- **Instructions to follow**
Scan the data beneath this task and copy each line that includes "components".

- **Source material**
%%

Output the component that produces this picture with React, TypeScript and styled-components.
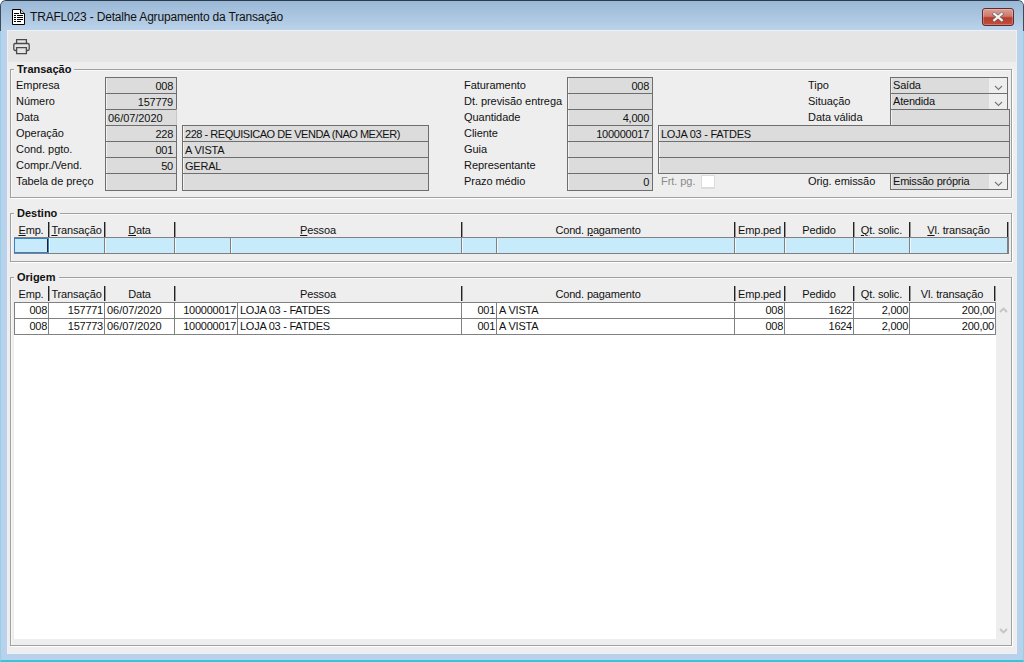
import React from 'react';
import styled, { createGlobalStyle } from 'styled-components';

const FONT = '"Liberation Sans", Arial, sans-serif';

const Global = createGlobalStyle`
  html, body { margin: 0; padding: 0; background: #fff; }
  * { box-sizing: border-box; }
  body { font: 11px/16px ${FONT}; color: #111; }
`;

const Frame = styled.div`
  width: 1024px; height: 662px; display: flex; flex-direction: column;
  padding: 0 7px 7px;
  background: #b9d1ea;
  border: 1px solid #8fd3e6; border-top-color: #2b3a48; border-bottom: 2px solid #35c6dc;
  border-radius: 6px 6px 0 0;
`;
const TitleBar = styled.header`
  height: 30px; flex: none; margin: 0 -7px; padding: 2px 9px 0 11px;
  display: flex; align-items: center; gap: 5px;
  background: linear-gradient(#9ab8d6, #bcd3ea);
  border-radius: 5px 5px 0 0;
  box-shadow: -1px 0 0 #3d4c5c, 1px 0 0 #3d4c5c;
`;
const TitleText = styled.h1`
  flex: 1; margin: 0; font: 400 12px/16px ${FONT}; letter-spacing: -0.18px; color: #111;
`;
const CloseButton = styled.button`
  width: 32px; height: 18px; padding: 0; display: flex; align-items: center; justify-content: center;
  border: 1px solid #5c2a32; border-radius: 3px;
  background: linear-gradient(#dc9e94 0, #cf7a6c 45%, #b83c2c 55%, #c0503e 100%);
  box-shadow: inset 0 0 0 1px rgba(255,255,255,.25);
`;
const Content = styled.main`
  flex: 1; min-height: 0; display: flex; flex-direction: column;
  background: #eeeeee; box-shadow: 0 0 0 1px #eaf2fa;
`;
const Toolbar = styled.div`
  height: 31px; flex: none; padding: 7px 0 0 5px; background: #e5e5e5;
`;
const Body = styled.div`
  flex: 1; min-height: 0; display: flex; flex-direction: column; gap: 15px;
  padding: 7px 4px 7px 2px;
`;
const Panel = styled.section<{ $height?: number; $grow?: boolean }>`
  position: relative; flex: ${p => (p.$grow ? '1' : 'none')}; min-height: 0;
  ${p => (p.$height ? `height: ${p.$height}px;` : '')}
  display: flex; flex-direction: column;
  border: 1px solid #a0a0a0;
  box-shadow: 1px 1px 0 #fff, inset 1px 1px 0 #f8f8f8;
  padding: 8px 2px 6px 3px;
`;
const Legend = styled.h2`
  position: absolute; left: 3px; top: -7px; margin: 0; padding: 0 3px;
  background: #eeeeee; font: 700 11px/13px ${FONT}; letter-spacing: 0; color: #111;
`;
const FormGrid = styled.div`
  display: grid; margin: -1px -2px 0 -3px;
  grid-template-columns: 94px 72px 5px 247px 35px 103px 86px 5px 150px 82px 120px;
  grid-auto-rows: 16px;
`;
const Label = styled.span<{ $col: number; $row: number; $muted?: boolean }>`
  grid-column: ${p => p.$col}; grid-row: ${p => p.$row};
  padding-left: ${p => (p.$col === 1 ? 5 : 0)}px;
  letter-spacing: -0.05px; line-height: 16px; white-space: nowrap;
  color: ${p => (p.$muted ? '#8a8a8a' : '#111')};
`;
const Field = styled.div<{ $col: string; $row: number; $right?: boolean; $tall?: boolean; $soft?: boolean; $track?: number }>`
  grid-column: ${p => p.$col}; grid-row: ${p => p.$row}; align-self: start;
  height: ${p => (p.$tall ? 18 : 17)}px; padding: 1px 2px 0 2px; position: relative;
  ${p => (p.$right ? 'padding-right: 3px;' : '')}
  background: #dcdcdc; border: 1px solid #6e6e6e;
  ${p => (p.$soft ? 'border-right-color: #c8c8c8; border-bottom-color:#8a8a8a;' : '')}
  box-shadow: inset 1px 0 0 #f2f2f2;
  text-align: ${p => (p.$right ? 'right' : 'left')};
  letter-spacing: ${p => p.$track ?? (p.$right ? -0.25 : -0.05)}px;
  line-height: 14px; white-space: nowrap; overflow: hidden;
`;
const Select = styled.div<{ $row: number }>`
  grid-column: 11; grid-row: ${p => p.$row}; align-self: start;
  height: 17px; margin: 0 2px 0 0; display: flex;
  background: #eeeeee; border: 1px solid #6e6e6e;
`;
const SelectValue = styled.span`
  flex: 1; background: #dcdcdc; padding-left: 1px; margin-left: 1px;
  letter-spacing: -0.2px; line-height: 14px;
`;
const SelectArrow = styled.span`
  width: 18px; flex: none; display: flex; align-items: flex-end; justify-content: center; padding-bottom: 2px;
`;
const CheckBox = styled.span`
  grid-column: 9; grid-row: 7; display: block; width: 14px; height: 14px; margin: 2px 0 0 43px;
  background: #fff; border: 1px solid #dcdcdc; border-width: 1px 1px 2px 1px;
`;

const HeadRow = styled.div<{ $cols: string }>`
  display: grid; grid-template-columns: ${p => p.$cols}; height: 16px; flex: none;
`;
const HeadCell = styled.div`
  text-align: center; line-height: 16px; letter-spacing: -0.15px; white-space: nowrap;
  border-right: 1px solid #222; overflow: hidden; height: 15px;
  box-shadow: 1px 0 0 #999;
  u { text-decoration: underline; }
`;
const FilterRow = styled.div<{ $cols: string }>`
  display: grid; grid-template-columns: ${p => p.$cols}; height: 17px; flex: none;
  margin-top: -1px; background: #c8ebfb;
  border-top: 1px solid #808080; border-bottom: 1px solid #808080; border-right: 1px solid #808080;
`;
const FilterCell = styled.div<{ $active?: boolean }>`
  border-right: 1px solid ${p => (p.$active ? '#222' : '#808080')};
  box-shadow: inset 1px 0 0 #eef9ff;
  ${p => (p.$active ? 'outline: 1px solid #3a80c8; outline-offset: -1px; border-right-width: 2px;' : '')}
`;
const ScrollArea = styled.div`
  flex: 1; min-height: 0; display: flex; gap: 1px; margin-top: 0;
`;
const TableBody = styled.div`
  width: 982px; flex: none; background: #fff; border-top: 1px solid #808080;
`;
const DataRow = styled.div<{ $cols: string }>`
  display: grid; grid-template-columns: ${p => p.$cols}; height: 16px;
  border-bottom: 1px solid #808080; border-left: 1px solid #808080;
`;
const DataCell = styled.div<{ $right?: boolean; $track?: number }>`
  border-right: 1px solid #808080; padding: 0 ${p => (p.$right ? 1 : 2)}px 0 2px;
  text-align: ${p => (p.$right ? 'right' : 'left')};
  line-height: 15px; letter-spacing: ${p => p.$track ?? (p.$right ? -0.25 : -0.05)}px;
  white-space: nowrap; overflow: hidden;
`;
const ScrollBar = styled.aside`
  width: 13px; flex: none; display: flex; flex-direction: column; justify-content: space-between;
  align-items: center; padding: 5px 0 5px;
`;

const Chevron = ({ color = '#777', up = false, w = 1.1 }: { color?: string; up?: boolean; w?: number }) => (
  <svg width="9" height="6" viewBox="0 0 9 6">
    <path d={up ? 'M1 5 L4.5 1.5 L8 5' : 'M1 1 L4.5 4.5 L8 1'} fill="none" stroke={color} strokeWidth={w} />
  </svg>
);

const DocIcon = () => (
  <svg width="13" height="16" viewBox="0 0 13 16">
    <path d="M.5.5H8.5L12.5 4.5V15.5H.5Z" fill="#fff" stroke="#000" />
    <path d="M8.5.5V4.5H12.5" fill="#ccc" stroke="#000" />
    <path d="M2 4.5h5M2 6.5h2M5 6.5h6M2 8.5h2M5 8.5h6M2 10.5h2M5 10.5h6M2 12.5h2M5 12.5h4" stroke="#000" strokeWidth="1" />
  </svg>
);

const PrinterIcon = () => (
  <svg width="17" height="17" viewBox="0 0 17 17" style={{ display: 'block' }}>
    <g fill="none" stroke="#4a4a4a" strokeWidth="1.3">
      <path d="M3.6 5.5V1.6h9.8v3.9" />
      <path d="M3.4 12.5H2.2a1.4 1.4 0 0 1-1.4-1.4V6.9a1.4 1.4 0 0 1 1.4-1.4h12.6a1.4 1.4 0 0 1 1.4 1.4v4.2a1.4 1.4 0 0 1-1.4 1.4h-1.2" />
      <path d="M3.6 9.6h9.8v6H3.6z" />
    </g>
  </svg>
);

const CloseGlyph = () => (
  <svg width="14" height="10" viewBox="0 0 14 10">
    <path d="M2 1 L12 9 M12 1 L2 9" stroke="#5a5a5a" strokeWidth="3.4" />
    <path d="M2.4 1.2 L11.6 8.8 M11.6 1.2 L2.4 8.8" stroke="#f4f4f4" strokeWidth="2.2" />
  </svg>
);

const headCols = '35px 56px 70px 287px 273px 50px 69px 56px 98px';
const destCols = '35px 56px 70px 56px 231px 35px 238px 50px 69px 56px 1fr';
const origHeadCols = '35px 56px 70px 287px 273px 50px 69px 56px 85px';
const origCols = '34px 56px 70px 63px 224px 35px 238px 50px 69px 56px 1fr';

const heads: [string, string][] = [
  ['E', 'mp.'], ['T', 'ransação'], ['D', 'ata'], ['P', 'essoa'], ['', 'Cond. |p|agamento'],
  ['', 'Emp.ped'], ['', 'Pedido'], ['Q', 't. solic.'], ['V', 'l. transação'],
];

const rows = [
  ['157771', '1622'],
  ['157773', '1624'],
];

export default function App() {
  return (
    <Frame>
      <Global />
      <TitleBar>
        <DocIcon />
        <TitleText>TRAFL023 - Detalhe Agrupamento da Transação</TitleText>
        <CloseButton aria-label="Fechar"><CloseGlyph /></CloseButton>
      </TitleBar>
      <Content>
        <Toolbar><PrinterIcon /></Toolbar>
        <Body>
          <Panel $height={129}>
            <Legend>Transação</Legend>
            <FormGrid>
              <Label $col={1} $row={1}>Empresa</Label>
              <Field $col="2" $row={1} $right>008</Field>
              <Label $col={1} $row={2}>Número</Label>
              <Field $col="2" $row={2} $right>157779</Field>
              <Label $col={1} $row={3}>Data</Label>
              <Field $col="2" $row={3} $soft>06/07/2020</Field>
              <Label $col={1} $row={4}>Operação</Label>
              <Field $col="2" $row={4} $right>228</Field>
              <Field $col="4" $row={4} $track={-0.47}>228 - REQUISICAO DE VENDA (NAO MEXER)</Field>
              <Label $col={1} $row={5}>Cond. pgto.</Label>
              <Field $col="2" $row={5} $right>001</Field>
              <Field $col="4" $row={5} $track={-0.2}>A VISTA</Field>
              <Label $col={1} $row={6}>Compr./Vend.</Label>
              <Field $col="2" $row={6} $right>50</Field>
              <Field $col="4" $row={6} $track={-0.2}>GERAL</Field>
              <Label $col={1} $row={7}>Tabela de preço</Label>
              <Field $col="2" $row={7} $tall />
              <Field $col="4" $row={7} $tall />

              <Label $col={6} $row={1}>Faturamento</Label>
              <Field $col="7" $row={1} $right>008</Field>
              <Label $col={6} $row={2}>Dt. previsão entrega</Label>
              <Field $col="7" $row={2} />
              <Label $col={6} $row={3}>Quantidade</Label>
              <Field $col="7" $row={3} $right>4,000</Field>
              <Label $col={6} $row={4}>Cliente</Label>
              <Field $col="7" $row={4} $right>100000017</Field>
              <Field $col="9 / 12" $row={4} $track={-0.25}>LOJA 03 - FATDES</Field>
              <Label $col={6} $row={5}>Guia</Label>
              <Field $col="7" $row={5} />
              <Field $col="9 / 12" $row={5} />
              <Label $col={6} $row={6}>Representante</Label>
              <Field $col="7" $row={6} />
              <Field $col="9 / 12" $row={6} />
              <Label $col={6} $row={7}>Prazo médio</Label>
              <Field $col="7" $row={7} $right $tall>0</Field>

              <Label $col={9} $row={7} $muted>&nbsp;Frt. pg.</Label>
              <CheckBox />

              <Label $col={10} $row={1}>Tipo</Label>
              <Select $row={1}><SelectValue>Saída</SelectValue><SelectArrow><Chevron /></SelectArrow></Select>
              <Label $col={10} $row={2}>Situação</Label>
              <Select $row={2}><SelectValue>Atendida</SelectValue><SelectArrow><Chevron /></SelectArrow></Select>
              <Label $col={10} $row={3}>Data válida</Label>
              <Field $col="11" $row={3} />
              <Label $col={10} $row={7}>Orig. emissão</Label>
              <Select $row={7}><SelectValue>Emissão própria</SelectValue><SelectArrow><Chevron /></SelectArrow></Select>
            </FormGrid>
          </Panel>

          <Panel $height={49}>
            <Legend>Destino</Legend>
            <HeadRow $cols={headCols}>
              {heads.map(([k, r], i) => {
                const parts = r.split('|');
                return (
                  <HeadCell key={i}>
                    {k && <u>{k}</u>}
                    {parts.length === 3 ? <>{parts[0]}<u>{parts[1]}</u>{parts[2]}</> : r}
                  </HeadCell>
                );
              })}
            </HeadRow>
            <FilterRow $cols={destCols}>
              {Array.from({ length: 11 }).map((_, i) => (
                <FilterCell key={i} $active={i === 0} />
              ))}
            </FilterRow>
          </Panel>

          <Panel $grow>
            <Legend>Origem</Legend>
            <HeadRow $cols={origHeadCols}>
              {['Emp.', 'Transação', 'Data', 'Pessoa', 'Cond. pagamento', 'Emp.ped', 'Pedido', 'Qt. solic.', 'Vl. transação'].map(h => (
                <HeadCell key={h}>{h}</HeadCell>
              ))}
            </HeadRow>
            <ScrollArea>
              <TableBody>
                {rows.map(([tx, pedido]) => (
                  <DataRow key={tx} $cols={origCols}>
                    <DataCell $right>008</DataCell>
                    <DataCell $right>{tx}</DataCell>
                    <DataCell>06/07/2020</DataCell>
                    <DataCell $right>100000017</DataCell>
                    <DataCell $track={-0.25}>LOJA 03 - FATDES</DataCell>
                    <DataCell $right>001</DataCell>
                    <DataCell $track={-0.2}>A VISTA</DataCell>
                    <DataCell $right>008</DataCell>
                    <DataCell $right>{pedido}</DataCell>
                    <DataCell $right>2,000</DataCell>
                    <DataCell $right>200,00</DataCell>
                  </DataRow>
                ))}
              </TableBody>
              <ScrollBar>
                <Chevron color="#c4c4c4" up w={1.8} />
                <Chevron color="#c4c4c4" w={1.8} />
              </ScrollBar>
            </ScrollArea>
          </Panel>
        </Body>
      </Content>
    </Frame>
  );
}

%%

- **Exercise answer**
Output the component that produces this picture with React, TypeScript and styled-components.
import styled, { createGlobalStyle } from 'styled-components';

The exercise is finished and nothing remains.